Auch wäre es dem Experten zufolge sinnvoll, rechtzeitig Maßnahmen in griechischen Lagern zu setzen, dass die Gefahr gebannt und die Menschen aufs Festland gebracht würden.

Rund 150 zivilgesellschaftliche und kirchliche Organisationen aus Österreich und aus ganz Europa hatten am Montag einen dringenden Appell an Spitzenpolitiker der EU und den griechischen Regierungschef Kyriakos Mitsotakis gerichtet und angesichts der Coronavirus-Pandemie die Evakuierung der griechischen Flüchtlingslager gefordert. Auch das Europaparlament forderte die Räumung von Flüchtlingslagern auf den griechischen Inseln. Für Österreich hatte Bundeskanzler Sebastian Kurz (ÖVP) eine Aufnahme von Flüchtlingen aus den Lagern zuletzt abgelehnt.

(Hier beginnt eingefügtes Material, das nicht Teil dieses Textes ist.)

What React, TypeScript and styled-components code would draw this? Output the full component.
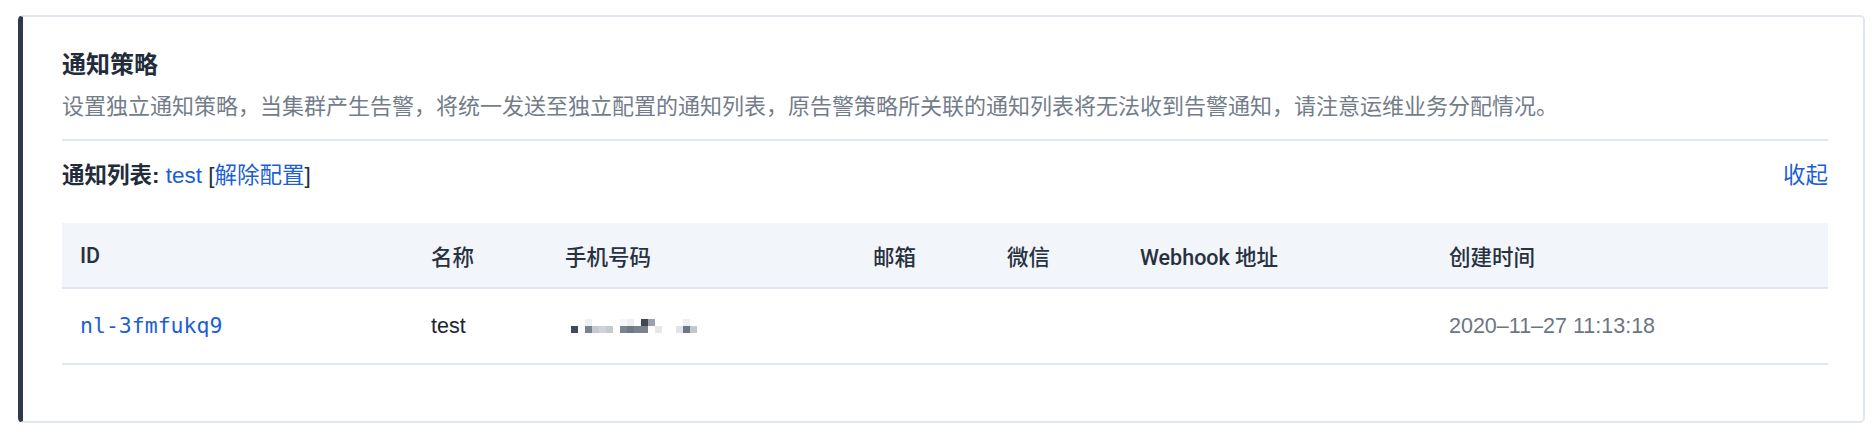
import styled, { createGlobalStyle } from "styled-components";

const GlobalStyle = createGlobalStyle`
  body {
    margin: 0;
    background: #ffffff;
    font-family: "Liberation Sans", "Noto Sans CJK SC", sans-serif;
  }
`;

interface Receiver {
  id: string;
  name: string;
  createdAt: string;
}

const receivers: Receiver[] = [
  { id: "nl-3fmfukq9", name: "test", createdAt: "2020–11–27 11:13:18" },
];

const columns = [
  { title: "ID", width: 351 },
  { title: "名称", width: 134 },
  { title: "手机号码", width: 308 },
  { title: "邮箱", width: 134 },
  { title: "微信", width: 133 },
  { title: "Webhook 地址", width: 309 },
  { title: "创建时间", width: 397 },
];

// pixelated (mosaic) phone number, cells of 7px: [column, row, colour]
const mosaic: [number, number, string][] = [
  [0, 1, "#3f4a5a"],
  [2, 0, "#eeeff1"],
  [2, 1, "#7a8290"],
  [3, 1, "#c5cad0"],
  [4, 1, "#cfd3d8"],
  [5, 1, "#c5cad0"],
  [7, 0, "#f6f7f8"],
  [7, 1, "#7a8290"],
  [8, 0, "#eeeff1"],
  [8, 1, "#6e7784"],
  [9, 1, "#7a8290"],
  [10, 0, "#3d4757"],
  [10, 1, "#7a8290"],
  [11, 0, "#9ba1aa"],
  [12, 1, "#e5e7ea"],
  [15, 1, "#e1e4e7"],
  [16, 0, "#eeeff1"],
  [16, 1, "#6e7784"],
  [17, 1, "#c2c7cd"],
];

export default function App() {
  return (
    <Page>
      <GlobalStyle />
      <Card>
        <Title>通知策略</Title>
        <Description>
          设置独立通知策略，当集群产生告警，将统一发送至独立配置的通知列表，原告警策略所关联的通知列表将无法收到告警通知，请注意运维业务分配情况。
        </Description>
        <ListBar>
          <div>
            <Label>通知列表:</Label> <Link>test</Link> [<Link>解除配置</Link>]
          </div>
          <Link>收起</Link>
        </ListBar>
        <Table>
          <colgroup>
            {columns.map((c) => (
              <col key={c.title} style={{ width: c.width }} />
            ))}
          </colgroup>
          <thead>
            <tr>
              {columns.map((c) => (
                <Th key={c.title}>{c.title}</Th>
              ))}
            </tr>
          </thead>
          <tbody>
            {receivers.map((r) => (
              <tr key={r.id}>
                <Td>
                  <IdLink>{r.id}</IdLink>
                </Td>
                <Td>{r.name}</Td>
                <Td>
                  <Mosaic width="126" height="14" viewBox="0 0 126 14">
                    {mosaic.map(([x, y, fill], i) => (
                      <rect key={i} x={x * 7} y={y * 7} width="7" height="7" fill={fill} />
                    ))}
                  </Mosaic>
                </Td>
                <Td />
                <Td />
                <Td />
                <Td $muted>{r.createdAt}</Td>
              </tr>
            ))}
          </tbody>
        </Table>
      </Card>
    </Page>
  );
}

const Page = styled.div`
  padding: 15px 11px 22px 18px;
`;

const Card = styled.div`
  border: 2px solid #dfe6ee;
  border-left: 5px solid #2e3a4a;
  border-radius: 5px;
  padding: 32px 35px 56px 39px;
  background: #fff;
`;

const Title = styled.h2`
  margin: 0;
  font-size: 24px;
  line-height: 32px;
  font-weight: 700;
  color: #222c3a;
`;

const Description = styled.p`
  margin: 10px 0 0;
  padding-bottom: 16px;
  border-bottom: 2px solid #dfe6ee;
  font-size: 22px;
  line-height: 32px;
  color: #737d8a;
`;

const ListBar = styled.div`
  margin-top: 19px;
  display: flex;
  justify-content: space-between;
  align-items: center;
  font-size: 22.5px;
  line-height: 32px;
  color: #222c3a;
`;

const Label = styled.span`
  font-weight: 700;
`;

const Link = styled.a`
  color: #1c5ed8;
  cursor: pointer;
`;

const Table = styled.table`
  margin-top: 31px;
  width: 100%;
  table-layout: fixed;
  border-collapse: collapse;
`;

const Th = styled.th`
  height: 64px;
  padding: 0 18px;
  text-align: left;
  background: #f2f5f9;
  border-bottom: 2px solid #dfe6ee;
  font-family: Roboto, "Noto Sans CJK SC", sans-serif;
  font-size: 21.5px;
  font-weight: 500;
  color: #27313f;
  white-space: nowrap;
`;

const Td = styled.td<{ $muted?: boolean }>`
  height: 74px;
  padding: 0 18px;
  border-bottom: 2px solid #dfe6ee;
  font-size: 21.5px;
  color: ${(p) => (p.$muted ? "#6b7583" : "#1d2530")};
  white-space: nowrap;
`;

const IdLink = styled.a`
  font-family: "DejaVu Sans Mono", "Liberation Mono", monospace;
  font-size: 21.5px;
  color: #1c5ed8;
  cursor: pointer;
`;

const Mosaic = styled.svg`
  display: block;
  margin-left: 6px;
`;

Generell erkennt Nowak derzeit "massive Einschränkungen verschiedenster Menschenrechte", wie persönliche Freiheit, Bewegungsfreiheit, Versammlungsfreiheit. In den meisten europäischen Staaten seien die Maßnahmen zum Schutz der öffentliche Gesundheit verhältnismäßig, zeitlich begrenzt und gut vorbereitet. So wie die Umsetzung in Österreich geschehe, sei das eine normale Vorgangsweise in einem demokratischen Rechtsstaat.

Entscheidungsträger sollten jedoch in Bezug auf die Menschenrechte aufpassen, wo etwas über das Ziel hinausschießen könnte: wenn etwa ein älteres Ehepaar auf einer Parkbank sitzt, ist zu fragen, ob man diese wegschicken müsse. "Ist das noch eine verhältnismäßige Maßnahme, ist das wirklich notwendig?", fragt Nowak.

Auch wenn Quarantäne-Maßnahmen dazu führten, dass häusliche Gewalt zunehme, müsse man aus menschenrechtlicher Sicht gegensteuern. Aufzupassen sei auch bei gewissen Risikogruppen, wie im Strafvollzug, wo Gefängnisse oft überbelegt seien und die Gefahr der Virus-Ausbreitung groß.